石川県の山代温泉には、市民湯「総湯」を中心に温泉宿が環状に並ぶ「湯の曲輪」と呼ばれる独特の街並がある。この一角に、寛政元年創業、かつて「白銀屋」と呼ばれた旅館が建つ。街並に面して紅殻の格子が配された伝統木造建築である。
2005年に星野リゾートが運営を引き継いだが、老朽化により、増改築を実施することになった。
新たに50室の客室、食堂、ロビー等の機能が要求された。この新しい機能はすべて増築範囲となったが、既存木造本館を解体するか保存するかが大きな議論となった。白銀屋は登録有形文化財であり、その佇まいは湯の曲輪で最古、かつ唯一無二のものであった。それは新規開業しても旅館の変わらない顔となり、運営にプラスになると判断された。結局、湯の曲輪に面する側の建屋を残し、他は解体して増築棟のためのスペースをつくるという「減築」を行うことになった。
既存本館は減築とともに耐震補強工事を実施した。さらに、同じく登録有形文化財である奥庭の茶室もあわせ、既存木造建築はすべて内外観の改修を行った。既存本館の1階は大きな吹抜けがあり、ここは以前同様、象徴的なエントランスホールとなった。
新しい増築棟は地上8階の大きなボリュームとなるため、道路境界線から20m下がった位置に配置し、圧迫感の低減に努めた。これにより既存本館と増築棟の間に新たな隙間が生じた。元々ある前庭、奥庭とあわせ、中庭として計画した。
来館者はまず既存本館の門を入り、前庭を横に見て本館に靴を脱いで上がる。エントランスを通過すると一旦外へ出る。中庭を見ながら、既存本館と増築棟をつなぐ屋根付きの太鼓橋を歩くと増築棟のロビーに到着する。
ロビーは東西面がガラス張りで、中庭・奥庭両方を見渡せる。来館者は到着した時点で、建物内外と、3 つの庭のシークエンスを体験できる。
大浴場はロビー南側に男女別で計画した。それぞれ内湯・外湯で構成され、外湯は小規模だが専用の庭がある。
2階は食事処と厨房である。プライバシーを保ちながら食事を楽しめるよう、和風の造形による統一されたブースによって区切った空間とした。
3〜8階を客室とした。湯の曲輪に面する側はすべて客室廊下とし、全面ガラスの上に木製縦ルーバーを配した。大きな面を細い部材で覆うことで圧迫感を低減するとともに、夜は廊下の照明がルーバーを通して外に洩れ、上質な表情を見せることを意図した。

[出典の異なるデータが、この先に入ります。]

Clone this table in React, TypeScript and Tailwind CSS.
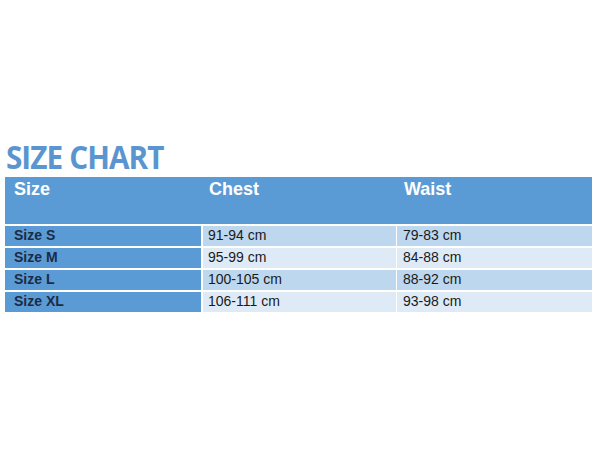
import React from 'react';

const rows = [
  { size: 'Size S', chest: '91-94 cm', waist: '79-83 cm' },
  { size: 'Size M', chest: '95-99 cm', waist: '84-88 cm' },
  { size: 'Size L', chest: '100-105 cm', waist: '88-92 cm' },
  { size: 'Size XL', chest: '106-111 cm', waist: '93-98 cm' },
];

const App: React.FC = () => {
  return (
    <div className="w-[600px] h-[450px] bg-white pt-[139px] px-[5px]">
      <h1
        className="text-[33px] leading-[36px] font-bold text-[#5b95d0] pl-[1px] tracking-[-1px] scale-x-[0.9] origin-left"
        style={{ fontFamily: '"Open Sans", sans-serif' }}
      >
        SIZE CHART
      </h1>

      <div className="w-[587px] mt-[2px]" style={{ fontFamily: '"Liberation Sans", Arial, sans-serif' }}>
        {/* header */}
        <div className="grid grid-cols-[198px_195px_194px] h-[47px] bg-[#5b9bd5] text-white font-bold text-[18px] leading-[22px]">
          <div className="pl-[9px] pt-[1px]">Size</div>
          <div className="pl-[6px] pt-[1px]">Chest</div>
          <div className="pl-[6px] pt-[1px]">Waist</div>
        </div>

        {rows.map((r, i) => (
          <div
            key={r.size}
            className="grid grid-cols-[196px_194px_195px] gap-x-[1px] border-t-2 border-white h-[22px] text-[14px] leading-[19px]"
          >
            <div className="bg-[#5b9bd5] pl-[9px] font-bold text-[#1c2b45]">{r.size}</div>
            <div className={`${i % 2 === 0 ? 'bg-[#bdd7ee]' : 'bg-[#deebf7]'} ml-[1px] pl-[5px] text-[#1a1a1a]`}>{r.chest}</div>
            <div className={`${i % 2 === 0 ? 'bg-[#bdd7ee]' : 'bg-[#deebf7]'} pl-[6px] text-[#1a1a1a]`}>{r.waist}</div>
          </div>
        ))}
      </div>
    </div>
  );
};

export default App;
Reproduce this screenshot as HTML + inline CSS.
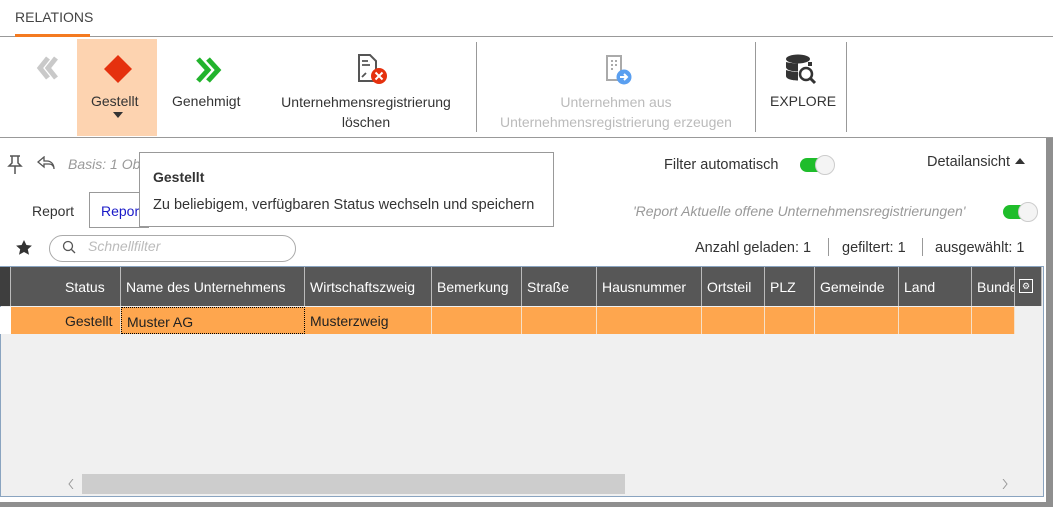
<!DOCTYPE html>
<html><head><meta charset="utf-8"><style>
*{box-sizing:border-box;margin:0;padding:0}
body{width:1053px;height:507px;overflow:hidden;background:#fff;font-family:"Liberation Sans",sans-serif;font-size:14px;color:#333;position:relative}
.a{position:absolute;white-space:nowrap}
.hd{position:absolute;top:267px;height:39px;background:#575757;color:#fff;border-right:1px solid #bbb;padding:12px 0 0 5px;font-size:14px;overflow:hidden}
.dc{position:absolute;top:307px;height:27px;background:#fea64e;border-right:1px solid #f5e0c8;padding:6px 0 0 5px;color:#222}
.tg{position:absolute;width:36px;height:20px}
.tg .t{position:absolute;left:0;top:3px;width:34px;height:14px;border-radius:7px;background:#1fbd2b}
.tg .k{position:absolute;left:15px;top:0;width:20px;height:20px;border-radius:50%;background:#f4f4f4;border:1px solid #ccc}
</style></head><body>
<div class="a" style="left:15px;top:9px;font-size:14px;color:#444">RELATIONS</div>
<div class="a" style="left:0;top:36px;width:1053px;height:1px;background:#999"></div>
<div class="a" style="left:15px;top:34px;width:75px;height:3px;background:#f47a20"></div>
<div class="a" style="left:77px;top:39px;width:80px;height:97px;background:#fdd3b0"></div>
<div class="a" style="left:0;top:137px;width:1053px;height:1px;background:#999"></div>
<div class="a" style="left:476px;top:42px;width:1px;height:90px;background:#999"></div>
<div class="a" style="left:755px;top:42px;width:1px;height:90px;background:#999"></div>
<div class="a" style="left:846px;top:42px;width:1px;height:90px;background:#999"></div>
<svg class="a" style="left:36px;top:56px" width="24" height="24"><path d="M12 2 4 12l8 10M20 2l-8 10 8 10" stroke="#c9c9c9" stroke-width="5" fill="none"/></svg>
<svg class="a" style="left:104px;top:55px" width="28" height="28"><path d="M14 0 28 14 14 28 0 14z" fill="#e5310e"/></svg>
<svg class="a" style="left:196px;top:57px" width="26" height="26"><path d="M2 2l10 11-10 11M12 2l10 11-10 11" stroke="#22b32d" stroke-width="5" fill="none"/></svg>
<svg class="a" style="left:357px;top:53px" width="32" height="34"><path d="M2 2h11l6 6v20H2z" stroke="#555" stroke-width="2" fill="#fff"/><path d="M5 8h6M5 12h8M5 24l4-4" stroke="#555" stroke-width="1.8"/><circle cx="22" cy="23" r="8" fill="#e5310e"/><path d="M18.5 19.5l7 7M25.5 19.5l-7 7" stroke="#fff" stroke-width="2"/></svg>
<svg class="a" style="left:604px;top:54px" width="34" height="34"><path d="M3 2h14v24H3z" stroke="#aaa" stroke-width="2" fill="#fff"/><path d="M7 7h2M11 7h2M7 11h2M11 11h2M7 15h2" stroke="#aaa" stroke-width="2"/><circle cx="20" cy="23" r="7.5" fill="#5a9ff0"/><path d="M16 23h6M20 20l3 3-3 3" stroke="#fff" stroke-width="2" fill="none"/></svg>
<svg class="a" style="left:784px;top:54px" width="34" height="32"><ellipse cx="14" cy="5" rx="12" ry="4.5" fill="#333"/><path d="M2 8v5c0 3 6 4.5 12 4.5V9.5C8 9.5 2 8 2 8zM2 16v6c0 3 6 4.5 12 4.5V18C8 18 2 16 2 16z" fill="#333"/><path d="M26 8v4" stroke="#333" stroke-width="4"/><circle cx="22" cy="20" r="6" stroke="#333" stroke-width="2.5" fill="#fff"/><path d="M26 24l5 5" stroke="#333" stroke-width="3"/></svg>
<div class="a" style="left:91px;top:93px">Gestellt</div>
<svg class="a" style="left:113px;top:112px" width="10" height="6"><path d="M0 0h10L5 6z" fill="#333"/></svg>
<div class="a" style="left:172px;top:93px">Genehmigt</div>
<div class="a" style="left:270px;top:92px;width:192px;text-align:center;line-height:20px;white-space:normal">Unternehmensregistrierung löschen</div>
<div class="a" style="left:486px;top:92px;width:260px;text-align:center;line-height:20px;white-space:normal;color:#bbb">Unternehmen aus Unternehmensregistrierung erzeugen</div>
<div class="a" style="left:770px;top:93px">EXPLORE</div>

<svg class="a" style="left:7px;top:155px" width="16" height="20"><path d="M3 1h10M5 1v7l-3 3h12l-3-3V1M8 11v8" stroke="#555" stroke-width="1.5" fill="none"/></svg>
<svg class="a" style="left:37px;top:156px" width="18" height="14"><path d="M7 1 1 6l6 5V8h5c3 0 5 2 5 5 0-5-3-8-7-8H7z" stroke="#555" stroke-width="1.3" fill="none"/></svg>
<div class="a" style="left:68px;top:156px;font-style:italic;color:#999;font-size:14px">Basis: 1 Ob</div>
<div class="a" style="left:32px;top:203px">Report</div>
<div class="a" style="left:89px;top:192px;width:60px;height:36px;border:1px solid #999;border-right:none;padding:10px 0 0 11px;color:#1a1ac8">Repor</div>
<div class="a" style="left:139px;top:152px;width:415px;height:75px;border:1px solid #999;background:#fff">
<div class="a" style="left:13px;top:16px;font-weight:bold">Gestellt</div>
<div class="a" style="left:13px;top:44px;font-size:14.5px">Zu beliebigem, verfügbaren Status wechseln und speichern</div></div>
<svg class="a" style="left:15px;top:239px" width="18" height="17"><path d="M9 1l2.4 5 5.5.6-4.1 3.7 1.2 5.4L9 13l-5 2.7 1.2-5.4L1.1 6.6l5.5-.6z" fill="#333"/></svg>
<div class="a" style="left:49px;top:235px;width:247px;height:27px;border:1px solid #aaa;border-radius:14px"></div>
<svg class="a" style="left:62px;top:240px" width="14" height="14"><circle cx="6" cy="6" r="4.5" stroke="#555" stroke-width="1.3" fill="none"/><path d="M9.5 9.5l3.5 3.5" stroke="#555" stroke-width="1.3"/></svg>
<div class="a" style="left:88px;top:238px;font-style:italic;color:#bbb;font-size:14px">Schnellfilter</div>

<div class="a" style="left:664px;top:157px;font-size:14.5px">Filter automatisch</div>
<div class="tg a" style="left:800px;top:155px"><div class="t"></div><div class="k"></div></div>
<div class="a" style="left:927px;top:154px;font-size:14.5px">Detailansicht</div>
<svg class="a" style="left:1015px;top:158px" width="10" height="6"><path d="M0 6h10L5 0z" fill="#333"/></svg>
<div class="a" style="left:633px;top:203px;font-style:italic;color:#999;font-size:14px">'Report Aktuelle offene Unternehmensregistrierungen'</div>
<div class="tg a" style="left:1003px;top:202px"><div class="t"></div><div class="k"></div></div>
<div class="a" style="left:695px;top:240px;font-size:14.5px">Anzahl geladen: 1</div>
<div class="a" style="left:828px;top:238px;width:1px;height:18px;background:#999"></div>
<div class="a" style="left:842px;top:240px;font-size:14.5px">gefiltert: 1</div>
<div class="a" style="left:922px;top:238px;width:1px;height:18px;background:#999"></div>
<div class="a" style="left:935px;top:240px;font-size:14.5px">ausgewählt: 1</div>

<div class="a" style="left:0;top:266px;width:1044px;height:231px;background:#f0f0f0;border:1px solid #8aa4c0"></div>
<div class="hd" style="left:0;width:11px;background:#3e3e3e"></div>
<div class="hd" style="left:11px;width:50px"></div>
<div class="hd" style="left:60px;width:61px">Status</div>
<div class="hd" style="left:121px;width:184px">Name des Unternehmens</div>
<div class="hd" style="left:305px;width:127px">Wirtschaftszweig</div>
<div class="hd" style="left:432px;width:90px">Bemerkung</div>
<div class="hd" style="left:522px;width:75px">Straße</div>
<div class="hd" style="left:597px;width:105px">Hausnummer</div>
<div class="hd" style="left:702px;width:63px">Ortsteil</div>
<div class="hd" style="left:765px;width:50px">PLZ</div>
<div class="hd" style="left:815px;width:84px">Gemeinde</div>
<div class="hd" style="left:899px;width:73px">Land</div>
<div class="hd" style="left:972px;width:43px">Bundesland</div>
<div class="hd" style="left:1015px;width:27px"><div style="position:absolute;left:4px;top:12px;width:14px;height:14px;border:1px solid #fff;font-size:9px;text-align:center;line-height:12px">⚙</div></div>
<div class="dc" style="left:0;width:11px;background:#fff;border:none"></div>
<div class="dc" style="left:11px;width:50px"></div>
<div class="dc" style="left:60px;width:61px">Gestellt</div>
<div class="dc" style="left:121px;width:184px;border:1px dotted #000">Muster AG</div>
<div class="dc" style="left:305px;width:127px">Musterzweig</div>
<div class="dc" style="left:432px;width:90px"></div>
<div class="dc" style="left:522px;width:75px"></div>
<div class="dc" style="left:597px;width:105px"></div>
<div class="dc" style="left:702px;width:63px"></div>
<div class="dc" style="left:765px;width:50px"></div>
<div class="dc" style="left:815px;width:84px"></div>
<div class="dc" style="left:899px;width:73px"></div>
<div class="dc" style="left:972px;width:43px"></div>
<div class="a" style="left:82px;top:474px;width:543px;height:20px;background:#cdcdcd"></div>
<svg class="a" style="left:68px;top:479px" width="6" height="10"><path d="M5 0 1 5l4 5" stroke="#999" fill="none"/></svg>
<svg class="a" style="left:1002px;top:479px" width="6" height="10"><path d="M1 0l4 5-4 5" stroke="#999" fill="none"/></svg>
<div class="a" style="left:0;top:502px;width:1053px;height:5px;background:#8f8f8f"></div>
<div class="a" style="left:1046px;top:138px;width:7px;height:369px;background:#8f8f8f"></div>
</body></html>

客室は和風を基本としながら、布団風のベッド、シャワー室、テラスなど、和風以外の要素も用い、来館者が過ごしやすい客室を目指した。すべての客室に、山中漆器、加賀友禅、加賀水引などの郷土の工芸品を装飾として設置した。
運営諸室と設備室は地下1階・1階にまとめて配置した。
竣工後、無事既存木造本館と茶室の有形文化財が登録維持されることになった。文化財建築を減築し、現代建築と共存させながら、有形文化財登録される事例は少ないと思う。減築・保存した既存本館には明確な機能は残さなかったが、そこに在ることが既に機能である、という計画ができたのは意義があったと思う。